Eleftherios Venizelos lost the elections in 1920 and the royalists and anti-Venizelists gained the ascendancy. In the political cauldron of Greek politics your badge of loyalty was of critical importance. If you were a Venizelist you were not welcome anywhere. Your professional and social position became very precarious, at best. Bagnani became a close observer of Greek politics and submitted articles to the Morning Post in addition to writing to his mother. He was well connected with major figures, royalist and Venizelist as well as diplomats from Italy and England. We learn a great deal about the political situation in Greece, the military events in Anatolia and relations with Greece’s “allies” Great Britain, France and Italy. The latter refused to help Greece and in fact secretly supported Kemal Ataturk because they hated King Constantine. The Greek army in Anatolia was heading for disaster and the political situation in Greece was out of control.

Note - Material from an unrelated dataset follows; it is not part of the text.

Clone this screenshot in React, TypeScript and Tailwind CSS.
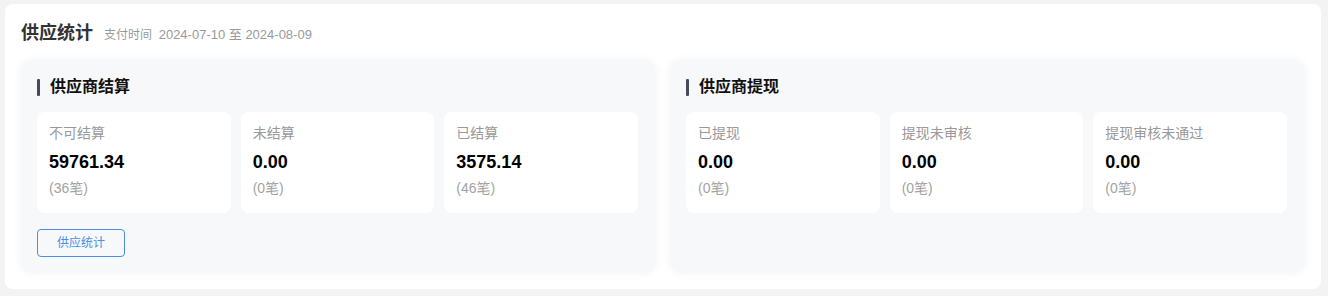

Bagnani was not in Smyrna when the city was torched by the Turks but Begg gives a horrid description of the destruction of the city and the genocidal murder of the Greeks, Armenians and other non-Turkish inhabitants.

Bagnani’s prime interest was archaeology and he visited most of the lost worlds of Ancient Greece and did excavation work at many of them. The lost worlds of the Minoan civilizations of Crete, of the Mycenaeans of the Peloponnese, numerous islands in the Aegean, especially Rhodes and its medieval remains, all attracted this attention.

Bagnani also witnessed the lost world of Modern Greece, the world that was destroyed by the disastrous attempt to conquer parts of western Turkey while its allies were indifferent or helping its enemy. The humiliation of the military defeat resulted in a refugee crisis of immeasurable proportions. Hundreds of thousand of people who had lived in Asia Minor for thousands of years had to be accommodated by a country that had just lived through a war and a political schism. The wound remains. Begg describes Bagnani as urbane, sophisticated, detached and analytical. He could also be arrogant and merciless in his description of people.

Begg gives us a short period of Bagnani’s life in this delightful book. Bagnani went on to lead a distinguished career as an archeologist and taught at the University of Toronto from 1945 to 1965. He also purchased a 200-acre farm near Port Hope, Ontario (where his wife came from) and ran a cattle farm there. Begg intends to write two more volumes covering the rest of Bagnani’s life.